Treatment. If conservative treatment is unsuccessful and the symptoms are present only on pronation and supination, excision of the radial head is effective. The operation can be combined with synovectomy of the elbow. Prosthetic replacement of the proximal end of the radius was a popular procedure but is now seldom performed either for rheumatoid arthritis or for fractures.
Case reports
Painful movement of the shoulder is common, especially in the middle-aged athlete.
Patient A
A 42-year-old keen tennis player presented with increasing pain over the right shoulder. He had noticed that over the last few months the shoulder was becoming increasingly painful with most movements above his shoulder height. Movements below shoulder were pain-free. There was no associated history of trauma, but he had recently been doing a lot of DIY activities around the home and remained a keen tennis player.
On examination it was clear that he had a painful arc syndrome with classic pain with abduction of the arm. The shoulder joint itself was stable.
Treatment consisted of non-steroidal anti-inflammatories and physiotherapy to improve the rotator cuff musculature. The pain failed to settle over the next 2 months. A steroid injection into the subacromial bursa relieved the pain and he subsequently went on to an uneventful recovery, returning to playing club tennis.
Patient B
A 58-year-old gentleman who had previously been a keen sportsman presented with increasing pain and weakness of his right shoulder. No other joints were involved and it was clear that he had weakness in the power of abduction and pain with this movement.
Plain radiographs suggested a small spur on the underside of the acromioclavicular joint and sclerosis where the supraspinatous inserts into the humeral head. An MRI scan confirmed a full thickness rotator cuff tear and the patient elected for operative treatment.
The patient underwent an arthroscopic repair of the rotator cuff and excision of the bony spur and an acromioplasty to decrease the risk of future impingement. After an appropriate but slightly prolonged rehabilitation programme, the patient was able to return to normal activities.
Patient C
A 22-year-old previously keen swimmer presented with increasing pain with most over shoulder activities of both shoulders, the right being the most problematic. He described no previous episodes of instability or injury. The pain had failed to settle despite stopping swimming and undergoing physiotherapy.
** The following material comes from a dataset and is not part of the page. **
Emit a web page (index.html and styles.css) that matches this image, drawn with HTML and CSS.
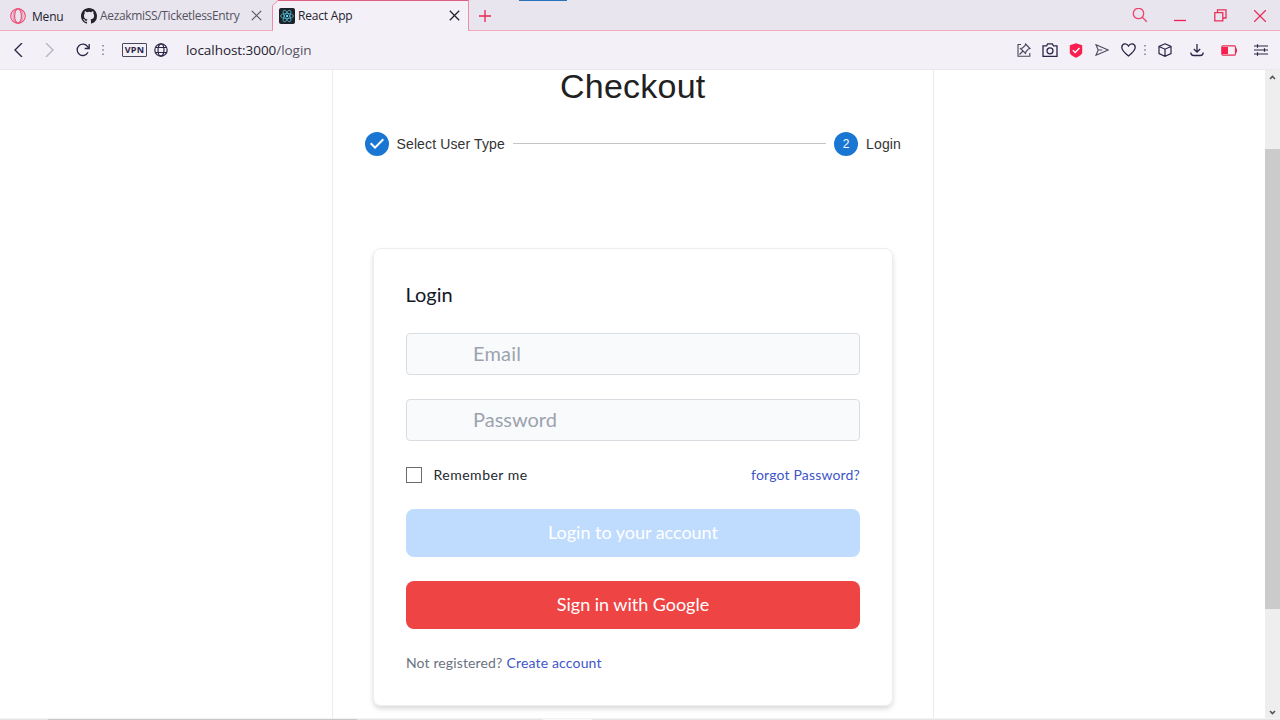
FILE: index.html
```html
<!DOCTYPE html>
<html lang="en">
<head>
<meta charset="utf-8">
<title>React App</title>
<link rel="stylesheet" href="styles.css">
</head>
<body>
<header class="tabbar">
  <div class="menu">
    <svg width="16" height="16" viewBox="0 0 16 16" fill="none" stroke="#ee4a72" stroke-width="1.1"><circle cx="8" cy="8" r="7.3"/><ellipse cx="8" cy="8" rx="3.4" ry="7.2"/><ellipse cx="8" cy="8" rx="5" ry="7.2" stroke-width=".6"/></svg>
    <span class="menu-text">Menu</span>
  </div>
  <div class="tab">
    <svg width="16" height="16" viewBox="0 0 16 16" fill="#24222c"><path d="M8 0C3.58 0 0 3.58 0 8c0 3.54 2.29 6.53 5.47 7.59.4.07.55-.17.55-.38 0-.19-.01-.82-.01-1.49-2.01.37-2.53-.49-2.69-.94-.09-.23-.48-.94-.82-1.13-.28-.15-.68-.52-.01-.53.63-.01 1.08.58 1.23.82.72 1.21 1.87.87 2.33.66.07-.52.28-.87.51-1.07-1.78-.2-3.64-.89-3.64-3.95 0-.87.31-1.59.82-2.15-.08-.2-.36-1.02.08-2.12 0 0 .67-.21 2.2.82a7.5 7.5 0 0 1 4 0c1.53-1.04 2.2-.82 2.2-.82.44 1.1.16 1.92.08 2.12.51.56.82 1.27.82 2.15 0 3.07-1.87 3.75-3.65 3.95.29.25.54.73.54 1.48 0 1.07-.01 1.93-.01 2.2 0 .21.15.46.55.38A8 8 0 0 0 16 8c0-4.42-3.58-8-8-8z"/></svg>
    <span class="tab-title">AezakmiSS/TicketlessEntry</span>
    <svg class="tab-close" width="11" height="11" viewBox="0 0 11 11" stroke="#5a5862" stroke-width="1.2"><path d="M.8.8l9.4 9.4M10.2.8L.8 10.2"/></svg>
  </div>
  <div class="tab tab-active">
    <svg class="tab-shape" width="198" height="31" viewBox="0 0 198 31"><path d="M0 31V30.5H.5V5.5L6 .5H196.500V30.500H198V31z" fill="#f3f1f7"/><path d="M0 30.500H.5V5.500L6 .5H196.500V30.500H198" fill="none" stroke="#f08ba6"/><path d="M6 .4H196.500" stroke="#dc5f80" stroke-width="1.400"/></svg>
    <svg class="react" width="16" height="16" viewBox="0 0 16 16"><rect width="16" height="16" rx="2" fill="#1d2229"/><g fill="none" stroke="#53bed5" stroke-width=".75"><ellipse cx="8" cy="8" rx="6.500" ry="2.500"/><ellipse cx="8" cy="8" rx="6.500" ry="2.500" transform="rotate(60 8 8)"/><ellipse cx="8" cy="8" rx="6.500" ry="2.500" transform="rotate(120 8 8)"/></g><circle cx="8" cy="8" r="1.200" fill="#61dafb"/></svg>
    <span class="tab-title tab-title-active">React App</span>
    <svg class="tab-close-active" width="11" height="11" viewBox="0 0 11 11" stroke="#25222f" stroke-width="1.300"><path d="M.8.8l9.4 9.4M10.2.8L.8 10.2"/></svg>
  </div>
  <svg class="new-tab" width="12" height="12" viewBox="0 0 12 12" stroke="#e62450" stroke-width="1.300"><path d="M6 0v12M0 6h12"/></svg>
  <span class="load-mark"></span>
  <div class="window-tools">
    <svg class="search" width="16" height="16" viewBox="0 0 16 16" fill="none" stroke="#ed446e" stroke-width="1.300"><circle cx="6.500" cy="5.500" r="5.200"/><path d="M10.300 9.300l4.500 4.500"/></svg>
    <svg width="12" height="14" viewBox="0 0 12 14" stroke="#f01f50" stroke-width="1.300"><path d="M0 11.500h12"/></svg>
    <svg width="13" height="13" viewBox="0 0 13 13" fill="none" stroke="#e8305a" stroke-width="1.300"><path d="M.8 3.600h8v8.200h-8zM3.500 3.600V.8h8.500v8.200H9"/></svg>
    <svg width="12" height="12" viewBox="0 0 12 12" stroke="#e8305a" stroke-width="1.300"><path d="M0 0l12 12M12 0L0 12"/></svg>
  </div>
</header>
<nav class="addressbar">
  <svg class="back" width="9" height="14" viewBox="0 0 9 14" fill="none" stroke="#2d2547" stroke-width="1.400"><path d="M8 0L1 7l7 7"/></svg>
  <svg class="forward" width="9" height="14" viewBox="0 0 9 14" fill="none" stroke="#b5b2bd" stroke-width="1.300"><path d="M1 0l7 7-7 7"/></svg>
  <svg class="reload" width="15" height="14" viewBox="0 0 15 14" fill="none" stroke="#2d2547" stroke-width="1.300"><path d="M12 9.300A5.700 5.700 0 1 1 11.600 3.600l1.400 1.600M13.200 1v4.500H8.700"/></svg>
  <svg class="dots" width="2" height="12" viewBox="0 0 2 12" fill="#777286"><path d="M.3 1h1.400v1.500H.3zM.3 5.200h1.400v1.500H.3zM.3 9.400h1.400v1.500H.3z"/></svg>
  <span class="vpn">VPN</span>
  <svg class="globe" width="14" height="14" viewBox="0 0 14 14" fill="none" stroke="#2d2547" stroke-width="1.200"><circle cx="7" cy="7" r="6.200"/><ellipse cx="7" cy="7" rx="3" ry="6.200"/><path d="M1.500 4.500h11M1.500 9.500h11"/></svg>
  <span class="url">localhost:3000<span class="path">/login</span></span>
  <div class="tools">
    <svg width="14" height="14" viewBox="0 0 14 14" fill="none" stroke="#4a445d" stroke-width="1.100"><path d="M4 1.500H1v11.800h11.800V10M8.500 1l4.500 4.500-1.500.4L9 8.500l-.5 2-5-5 2-.5L8.200 2.500zM6 8l-3.500 3.500"/></svg>
    <svg width="16" height="14" viewBox="0 0 16 14" fill="none" stroke="#2d2547" stroke-width="1.300"><path d="M1 2.800h3.500L5.700.8h4.600l1.200 2H15v10.500H1z"/><circle cx="8" cy="7.800" r="3"/></svg>
    <svg width="14" height="15" viewBox="0 0 14 15"><path d="M7 .3l6.200 2v7.200c0 2-3.500 4.100-6.200 5.200C4.300 13.600.8 11.500.8 9.500V2.300z" fill="#fa1e4e"/><path d="M3.800 7.200l2.400 2.300L10.500 5" fill="none" stroke="#fff" stroke-width="1.300"/></svg>
    <svg width="14" height="12" viewBox="0 0 14 12" fill="none" stroke="#4c475b" stroke-width="1.100"><path d="M1 .8L13.200 6 1 11.200 3.200 6zM3.200 6h4"/></svg>
    <svg width="15" height="14" viewBox="0 0 15 14" fill="none" stroke="#2d2547" stroke-width="1.300"><path d="M7.500 13C4 10.200.8 7.500.8 4.500c0-4 4.800-5 6.700-1.500C9.400-.5 14.200.5 14.200 4.500c0 3-3.200 5.700-6.700 8.500z"/></svg>
    <svg width="2" height="12" viewBox="0 0 2 12" fill="#777286"><path d="M.3 1h1.400v1.500H.3zM.3 5.200h1.400v1.500H.3zM.3 9.400h1.400v1.500H.3z"/></svg>
    <svg width="14" height="14" viewBox="0 0 14 14" fill="none" stroke="#2d2547" stroke-width="1.200"><path d="M7 .8l6 2.700v7L7 13.300l-6-2.800v-7zM1 3.500l6 2.700 6-2.700M7 6.200v7"/></svg>
    <svg width="14" height="14" viewBox="0 0 14 14" fill="none" stroke="#2d2547" stroke-width="1.300"><path d="M7 1v8M3.800 6L7 9.200 10.200 6M.8 9.500c0 2 1 3 3 3h6.400c2 0 3-1 3-3"/></svg>
    <svg width="16" height="11" viewBox="0 0 16 11"><path d="M2 .8h11.500c1 0 1 1 1 1.500v6.400c0 .5 0 1.500-1 1.500H2c-1 0-1.200-.5-1.200-1.500V2.300C.8 1.300 1 .8 2 .8z" fill="none" stroke="#e42c55" stroke-width="1.200"/><path d="M1 2h6v7H1z" fill="#fa1e4e"/><path d="M15.500 3.500v4" stroke="#e42c55"/></svg>
    <svg width="14" height="12" viewBox="0 0 14 12" stroke="#2d2547" stroke-width="1.200"><path d="M0 2h14M0 6h14M0 10h14M3.500.2v3.600M10.500 4.200v3.600M3.500 8.200v3.600"/></svg>
  </div>
</nav>
<div class="viewport">
  <main class="paper">
    <h1 class="title">Checkout</h1>
    <div class="stepper">
      <svg width="24" height="24" viewBox="0 0 24 24"><path d="M12 0a12 12 0 1 0 0 24 12 12 0 0 0 0-24zm-2 17l-5-5 1.400-1.400 3.600 3.600 7.600-7.600L19 8l-9 9z" fill="#1976d2"/></svg>
      <span class="step-label">Select User Type</span>
      <span class="connector"></span>
      <span class="step-number">2</span>
      <span class="step-label">Login</span>
    </div>
    <form class="login">
      <h2 class="login-title">Login</h2>
      <div class="field"><span class="t-email">Email</span></div>
      <div class="field">Password</div>
      <div class="options">
        <span class="box"></span>
        <span class="remember">Remember me</span>
        <a class="forgot">forgot Password?</a>
      </div>
      <div class="button button-blue">Login to your account</div>
      <div class="button button-red">Sign in with Google</div>
      <p class="register"><span class="t-not">Not registered?</span><a class="t-create">Create account</a></p>
    </form>
  </main>
  <div class="scrollbar">
    <svg width="7" height="5" viewBox="0 0 7 5" fill="none" stroke="#55555b" stroke-width="1.600"><path d="M1 4l2.500-2.500L6 4"/></svg>
    <span class="thumb"></span>
    <svg class="down" width="7" height="5" viewBox="0 0 7 5" fill="none" stroke="#55555b" stroke-width="1.600"><path d="M1 1l2.500 2.500L6 1"/></svg>
  </div>
</div>
<footer class="edge"><span class="edge-dark"></span><span class="edge-mid"></span><span class="edge-gap"></span></footer>
</body>
</html>
```
FILE: styles.css
```css
* { box-sizing: border-box; }
body { margin: 0; width: 1280px; height: 720px; overflow: hidden; display: flex; flex-direction: column; background: #fff; font-family: "Lato", sans-serif; }
svg { display: block; flex: none; }
span, a { white-space: nowrap; }
.tabbar { height: 31px; flex: none; display: flex; align-items: center; background: #e8e5ee; box-shadow: inset 0 -1px #f4abbd; font: 12px "Open Sans", sans-serif; }
.menu { width: 81px; padding-left: 10px; display: flex; align-items: center; gap: 6px; }
.menu-text { color: #24222c; padding-top: 2px; letter-spacing: -.2px; }
.tab { width: 191px; height: 31px; display: flex; align-items: center; }
.tab-title { color: #55535e; width: 151px; margin-left: 3px; font-size: 12px; letter-spacing: -.33px; }
.tab-active { width: 198px; position: relative; }
.tab-shape { position: absolute; left: 0; top: 0; }
.react, .tab-title-active, .tab-close-active { position: relative; }
.react { margin-left: 7px; }
.tab-title-active { color: #25222f; letter-spacing: -.2px; }
.new-tab { margin-left: 9px; }
.load-mark { width: 48px; height: 1px; background: #2772ba; margin-left: 28px; align-self: flex-start; }
.window-tools { margin-left: auto; padding-right: 14px; display: grid; grid-template-columns: 40px 40px 40px 12px; justify-items: start; align-items: center; }
.search { margin-left: -2px; }
.addressbar { height: 39px; flex: none; display: flex; align-items: center; background: #f3f1f7; border-bottom: 1px solid #eae8ed; padding: 0 3px 0 14px; }
.forward { margin-left: 22px; }
.reload { margin-left: 22px; }
.dots { margin-left: 11px; }
.vpn { width: 25px; height: 14px; margin-left: 18px; border: 1px solid #4c475b; border-radius: 1px; font: bold 9px/12px "Open Sans", sans-serif; text-align: center; color: #2d2547; letter-spacing: .3px; }
.globe { margin-left: 7px; }
.url { margin-left: 18px; font: 13.500px "Open Sans", sans-serif; color: #25222f; letter-spacing: -.05px; }
.path { color: #575260; }
.tools { margin-left: auto; display: grid; grid-template-columns: repeat(5, 26px) 8px repeat(4, 32px); justify-items: center; align-items: center; }
.viewport { height: 648px; flex: none; display: flex; }
.paper { width: 602px; height: 648px; margin-left: 332px; border: 1px solid #ececec; border-width: 0 1px; padding: 0 32px 0 31.500px; }
.title { margin: 0; height: 32px; font: 400 34px/32px "Liberation Sans", sans-serif; letter-spacing: .25px; text-align: center; color: #212121; }
.stepper { height: 24px; margin-top: 30px; display: flex; align-items: center; font: 14px "Liberation Sans", sans-serif; color: #333; }
.step-label { margin-left: 8px; letter-spacing: .13px; }
.connector { flex: 1; height: 1px; margin: -1px 8px 0; background: #c4c4c4; }
.step-number { width: 24px; height: 24px; border-radius: 50%; background: #1976d2; color: #fff; font-size: 12px; line-height: 24px; text-align: center; }
.login { width: 520px; height: 458px; margin: 92px 0 0 8.500px; border: 1px solid #eeeeef; border-radius: 8px; box-shadow: 0 3px 5px rgba(0,0,0,.14); padding: 32px; display: flex; flex-direction: column; }
.login-title { margin: 0 0 24px -.5px; height: 28px; font-size: 20px; line-height: 26px; font-weight: 400; color: #111827; }
.field { height: 42px; flex: none; margin-bottom: 24px; padding-left: 66px; border: 1px solid #d9dce1; border-radius: 4px; background: #f9fafc; color: #9ca3af; font-size: 20px; line-height: 38px; }
.t-email { letter-spacing: .2px; }
.options { display: flex; align-items: center; height: 20px; font-size: 14px; line-height: 18px; }
.box { width: 16px; height: 16px; border: 1px solid #6b6b6b; background: #fff; }
.remember { margin: -1px 0 0 11.500px; color: #222831; letter-spacing: .5px; }
.forgot { margin: -1px 0 0 auto; color: #4056c8; letter-spacing: .17px; }
.button { height: 48px; flex: none; margin-top: 24px; border-radius: 8px; color: #fff; font-size: 18px; line-height: 47px; text-align: center; letter-spacing: -.02px; }
.button-blue { background: #bfdbfe; }
.button-red { background: #ef4444; }
.register { margin: 24px 0 0; font-size: 14px; line-height: 19px; color: #6b7280; display: flex; gap: 4px; }
.t-not { letter-spacing: .13px; }
.t-create { color: #4056c8; letter-spacing: .17px; }
.scrollbar { width: 15px; margin-left: auto; background: #eee; display: flex; flex-direction: column; align-items: center; padding: 5px 0 3px; }
.thumb { width: 15px; height: 460px; margin-top: 69px; background: #cbcbcb; }
.down { margin-top: auto; }
.edge { height: 2px; flex: none; display: flex; background: #e6e6e6; border-top: 1px solid #f2f2f2; }
.edge-dark { width: 309px; margin-left: 48px; background: #c7c7c7; }
.edge-mid { width: 186px; }
.edge-gap { width: 49px; background: #f7f7f7; }
```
On examination it was noted that he had a generalized joint hypermobility and it was clear that there was evidence of glenohumeral instability with a positive sulcus sign and some apprehension with external rotation and abduction.
It was felt that this gentleman had glenohumeral instability as a result of the generalized joint hypermobility. He was referred back to physiotherapy for rotator cuff exercises; although this improved his symptoms slightly, he was unable to return to his normal sporting activities. He subsequently went on to have two episodes of instability of the shoulder joint and eventually had an arthroscopic capsular repair.
Summary
These three presentations represent reasonably common presentations of shoulder problems. Early impingement problems of the rotator cuff can be treated conservatively with physiotherapy and/or injection of the bursa with steroid. Those that fail to resolve or where there is a significant rotator cuff tear may well be treated with arthroscopic surgery and removal of the impingement lesion and repair of the cuff tear. Care should be taken to exclude those patients with a generalized joint hypermobility because these can occasionally present with similar signs, the key being the often generalized joint hypermobility that is often apparent.